The earliest known notice of Northern Syria is in the time of Thothmes III., about 1600 B.C. After the great battle of Megiddo, which laid Palestine at his feet, the hardy Nubian advanced northwards, even beyond Aleppo and across the Euphrates. At Karnak he has recorded the names of 218 towns in Syria and Aram which he claimed to have conquered; and from this list we know that even as early as the seventeenth century B.C. many famous cities of later times were already in existence, including Hamath, Aleppo, Calchis, Circesium, Nisibis, Aradus, Carchemish, Pethor, and Kadesh on the Orontes.

Even earlier, however, than this time it appears that the Hittites dwelt in Northern Syria, which is called also the “Land of the Hittites” in the Book of Joshua. Thothmes I. is believed to have reigned about 1700 B.C., and began his career by attacking the Hittites, who, however, at that early period, may have extended their rule farther south.

Seven years after the battle of Megiddo, Thothmes III. attacked Kadesh on Orontes, and cut down the trees near it. Twice again in later campaigns he stormed the town on his way to Mesopotamia, and carried off silver and precious stones as tribute; but on his death the Hittites recovered their independence, and about 1540 B.C. they became a formidable power. The recently discovered Tell el Amarna tablets show us that an early Babylonian conquest of Phœnicia dates from that period. The kings of Egypt and of Mesopotamia were then in alliance, and governors who used the cuneiform script appear even to have been posted at Tyre and at Sidon; but the Semitic invaders were jealous of the Hittite power, and Tunep (now Tennib) appears then, as well as later, to have been a Hittite city.

Two centuries passed, and Rameses II. found the Hittite power as formidable as ever. The great battle of this period was fought near Kadesh; and the celebrated battle picture at Abu Simbel gives us most lively portraits of these great Mongol warriors in their chariots, and of their walled and tower-crowned city, with its name written over it, and its bridges over the Orontes and the smaller western stream, which together surrounded the mound now known as Tell Nebi Mendeh. The Egyptian advance followed the coast-line north of Beirut, where Rameses left his bas-reliefs cut on the cliff by the Dog River, and the army reached a town called Shabatuna, which some scholars place near the Sabbatic River, in which case their road lay, no doubt, up the valley of the Eleutherus, already noticed as the highway from Tripoli to Homs.
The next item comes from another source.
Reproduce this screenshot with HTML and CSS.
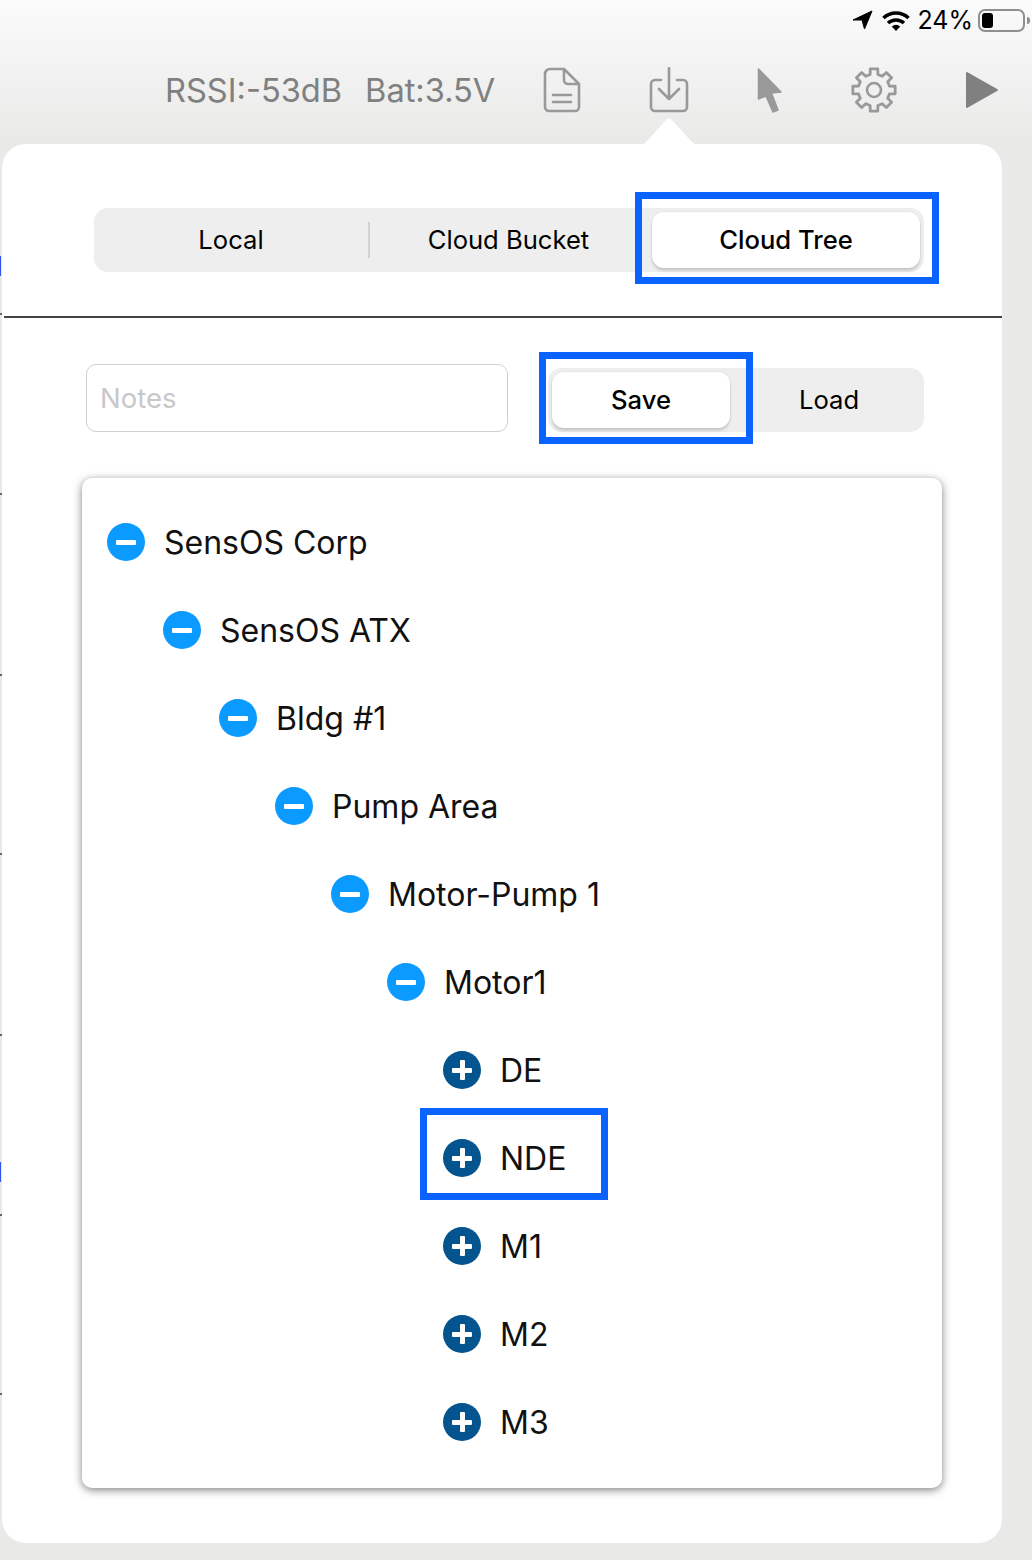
FILE: index.html
```html
<!DOCTYPE html>
<html lang="en">
<head>
<meta charset="utf-8">
<title>Cloud Tree</title>
<link rel="stylesheet" href="styles.css">
</head>
<body>
<div class="edge">
  <i class="tick blue t1"></i><i class="tick t2"></i><i class="tick t3"></i><i class="tick t4"></i><i class="tick t5"></i><i class="tick t6"></i><i class="tick blue t7"></i><i class="tick t8"></i><i class="tick t9"></i>
</div>
<header class="top">
  <div class="status">
    <svg class="st-arrow" width="21" height="20" viewBox="0 0 21 20"><path d="M20 1 1 10h9l2.5 9z" fill="#000" stroke="#000" stroke-width="1" stroke-linejoin="round"/></svg>
    <svg class="st-wifi" width="28" height="21" viewBox="0 0 28 21"><path d="M1.5 8a18 18 0 0 1 25 0M6 13a12 12 0 0 1 16 0" fill="none" stroke="#000" stroke-width="3.6"/><path d="M9.8 16.5a6.5 6.5 0 0 1 8.4 0L14 21z" fill="#000"/></svg>
    <span class="st-pct">24%</span>
    <span class="battery"><span class="level"></span></span><span class="nub"></span>
  </div>
  <div class="tools">
    <span class="read r1">RSSI:-53dB</span>
    <span class="read r2">Bat:3.5V</span>
    <svg class="ic doc" width="38" height="46" viewBox="0 0 38 46"><path d="M7 2h14l15 15v23a4 4 0 0 1-4 4H6a4 4 0 0 1-4-4V7a5 5 0 0 1 5-5zM21 2v11a4 4 0 0 0 4 4h11M10 28h18M10 35h18" fill="none" stroke="#999" stroke-width="2.6" stroke-linejoin="round" stroke-linecap="round"/></svg>
    <svg class="ic dl" width="40" height="46" viewBox="0 0 40 46"><path d="M12 13H6a4 4 0 0 0-4 4v23a4 4 0 0 0 4 4h28a4 4 0 0 0 4-4V17a4 4 0 0 0-4-4h-6M20 1v30M10 22l10 10 10-10" fill="none" stroke="#999" stroke-width="2.6" stroke-linejoin="round" stroke-linecap="round"/></svg>
    <svg class="ic cur" width="26" height="46" viewBox="0 0 26 46"><path d="M1.5 2 24 25l-9.5 1 6.5 17-5 2-7-16-7.5 3z" fill="#999" stroke="#999" stroke-width="1.5" stroke-linejoin="round"/></svg>
    <svg class="ic gear" width="48" height="48" viewBox="0 0 48 48"><path d="M27.87 8.48 27.73 2.83H20.27L20.13 8.48 15.76 10.29 11.67 6.39 6.39 11.67 10.29 15.76 8.48 20.13 2.83 20.27V27.73L8.48 27.87 10.29 32.24 6.39 36.33 11.67 41.61 15.76 37.71 20.13 39.52 20.27 45.17H27.73L27.87 39.52 32.24 37.71 36.33 41.61 41.61 36.33 37.71 32.24 39.52 27.87 45.17 27.73V20.27L39.52 20.13 37.71 15.76 41.61 11.67 36.33 6.39 32.24 10.29z" fill="none" stroke="#999" stroke-width="2.8" stroke-linejoin="round"/><circle cx="24" cy="24" r="7" fill="none" stroke="#999" stroke-width="2.6"/></svg>
    <svg class="ic play" width="34" height="38" viewBox="0 0 34 38"><path d="M2 2v34l30-17z" fill="#808080" stroke="#808080" stroke-width="2" stroke-linejoin="round"/></svg>
  </div>
</header>
<main class="pop">
  <svg class="beak" width="54" height="26" viewBox="0 0 54 26"><path d="M0 26c2 0 3-1 4-2L24 2c2-2 4-2 6 0l20 22c1 1 2 2 4 2z" fill="#fff"/></svg>
  <div class="tabs-row">
    <div class="seg seg-main">
      <div class="tab">Local</div>
      <i class="sep"></i>
      <div class="tab">Cloud Bucket</div>
      <div class="tab on">Cloud Tree</div>
    </div>
    <span class="mark mark-tree"></span>
  </div>
  <div class="rule"></div>
  <div class="form-row">
    <div class="notes">Notes</div>
    <div class="seg seg-small">
      <div class="tab on">Save</div>
      <div class="tab">Load</div>
      <span class="mark mark-save"></span>
    </div>
  </div>
  <section class="tree">
    <div class="row l0"><i class="node minus"></i><span>SensOS Corp</span></div>
    <div class="row l1"><i class="node minus"></i><span>SensOS ATX</span></div>
    <div class="row l2"><i class="node minus"></i><span>Bldg #1</span></div>
    <div class="row l3"><i class="node minus"></i><span>Pump Area</span></div>
    <div class="row l4"><i class="node minus"></i><span>Motor-Pump 1</span></div>
    <div class="row l5"><i class="node minus"></i><span>Motor1</span></div>
    <div class="row l6"><i class="node plus"></i><span>DE</span></div>
    <div class="row l6"><i class="node plus"></i><span>NDE</span><span class="mark mark-nde"></span></div>
    <div class="row l6"><i class="node plus"></i><span>M1</span></div>
    <div class="row l6"><i class="node plus"></i><span>M2</span></div>
    <div class="row l6"><i class="node plus"></i><span>M3</span></div>
  </section>
</main>
</body>
</html>
```
FILE: styles.css
```css
* { box-sizing: border-box; }
html, body { margin: 0; padding: 0; }
body {
  position: relative;
  width: 1032px;
  height: 1560px;
  overflow: hidden;
  background: #e9e9e8;
  font-family: "Inter", "Liberation Sans", sans-serif;
  color: #000;
}
.edge { position: absolute; left: 0; top: 0; width: 2px; height: 1560px; }
.tick { position: absolute; left: 0; width: 2px; height: 2px; background: #666; }
.tick.blue { background: #2f55e6; height: 20px; width: 1px; }
.t1 { top: 256px; }
.t2 { top: 313px; }
.t3 { top: 493px; }
.t4 { top: 674px; }
.t5 { top: 853px; }
.t6 { top: 1034px; }
.t7 { top: 1162px; }
.t8 { top: 1214px; }
.t9 { top: 1393px; }

.top {
  height: 144px;
  background: linear-gradient(#fbfbfb, #e9e9e8);
  display: flex;
  flex-direction: column;
}
.status {
  height: 40px;
  display: flex;
  align-items: center;
  justify-content: flex-end;
  padding-right: 2px;
}
.st-arrow { margin-right: 9px; }
.st-wifi { margin-right: 7px; }
.st-pct { font-size: 25px; margin-right: 5px; }
.battery {
  width: 47px;
  height: 23px;
  border: 2px solid #8f8f8f;
  border-radius: 7px;
  padding: 2px;
  display: flex;
}
.level { width: 11px; background: #000; border-radius: 3px; }
.nub { width: 3px; height: 7px; background: #8f8f8f; border-radius: 0 3px 3px 0; margin-left: 2px; }

.tools {
  display: flex;
  align-items: center;
  height: 52px;
  margin-top: 24px;
  padding-left: 165px;
}
.read { font-size: 32.6px; color: #808080; }
.r2 { margin-left: 23px; }
.ic { flex: none; }
.doc { margin-left: 48px; }
.dl { margin-left: 68px; }
.cur { margin-left: 68px; }
.gear { margin-left: 67px; }
.play { margin-left: 67px; }

.pop {
  position: relative;
  margin-left: 2px;
  width: 1000px;
  height: 1399px;
  background: #fff;
  border-radius: 24px;
  padding-top: 64px;
}
.beak { position: absolute; left: 640px; top: -26px; }

.tabs-row { position: relative; padding-left: 92px; }
.seg {
  position: relative;
  display: flex;
  align-items: stretch;
  height: 64px;
  background: #eeeeee;
  border-radius: 14px;
  padding: 4px;
  font-size: 25.6px;
}
.seg-main { width: 830px; }
.tab { display: flex; align-items: center; justify-content: center; padding-bottom: 2px; }
.seg-main .tab:nth-child(1) { width: 270px; padding-right: 4px; }
.seg-main .tab:nth-child(3) { width: 282px; padding-right: 5px; }
.seg-main .tab.on { width: 268px; padding-right: 0; }
.sep { width: 2px; height: 36px; background: #d2d2d2; align-self: center; flex: none; }
.tab.on {
  background: #fff;
  border-radius: 12px;
  font-weight: 500;
  box-shadow: 0 3px 3px rgba(0, 0, 0, 0.14), 0 0 0 1px rgba(0, 0, 0, 0.03);
}
.rule { height: 2px; background: #444; margin: 44px 0 0 2px; }

.form-row { display: flex; align-items: flex-start; margin: 46px 0 0 84px; }
.notes {
  width: 422px;
  height: 68px;
  border: 1.5px solid #cfcfcf;
  border-radius: 10px;
  padding-left: 13px;
  display: flex;
  align-items: center;
  font-size: 27.5px;
  color: #c8c8c8;
}
.seg-small { width: 376px; margin: 4px 0 0 40px; }
.seg-small .tab.on { width: 178px; }
.seg-small .tab:nth-child(2) { width: 190px; padding-left: 8px; }

.mark {
  position: absolute;
  border: 7px solid #0a62ff;
  pointer-events: none;
}
.mark-tree { left: 633px; top: -16px; width: 304px; height: 92px; }
.mark-save { left: -9px; top: -16px; width: 214px; height: 92px; }

.tree {
  width: 860px;
  height: 1010px;
  margin: 46px 0 0 80px;
  padding-top: 20px;
  background: #fff;
  border-radius: 10px;
  box-shadow: 0 2px 9px rgba(0, 0, 0, 0.5);
}
.row {
  position: relative;
  height: 88px;
  display: flex;
  align-items: center;
  font-family: "Inter", "Liberation Sans", sans-serif;
  font-size: 32px;
  color: #111;
}
.l0 { padding-left: 25px; }
.l1 { padding-left: 81px; }
.l2 { padding-left: 137px; }
.l3 { padding-left: 193px; }
.l4 { padding-left: 249px; }
.l5 { padding-left: 305px; }
.l6 { padding-left: 361px; }
.mark-nde { left: 338px; top: -6px; width: 188px; height: 92px; }
.node {
  position: relative;
  flex: none;
  width: 38px;
  height: 38px;
  border-radius: 50%;
  margin-right: 19px;
}
.minus { background: #0b9aff; }
.plus { background: #03548f; }
.node::before {
  content: "";
  position: absolute;
  left: 9px;
  top: 16.5px;
  width: 20px;
  height: 5px;
  background: #fff;
  border-radius: 1px;
}
.plus::after {
  content: "";
  position: absolute;
  left: 16.5px;
  top: 9px;
  width: 5px;
  height: 20px;
  background: #fff;
  border-radius: 1px;
}
```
Kadesh, we learn, was on “the west bank of Hanruta” or Orontes; and the incautious advance of the Pharaoh very nearly led to his defeat and death. The city was, however, again taken, and the great alliance, which included auxiliary forces from Aradus, Cyprus, Carchemish, and even from Mæonia and Southern Asia Minor, was defeated. The Egyptian conqueror pursued his way far north and west, and left his cartouche on Mount Sipylus, where the old figure of the “Weeping Niobe” had already been carved.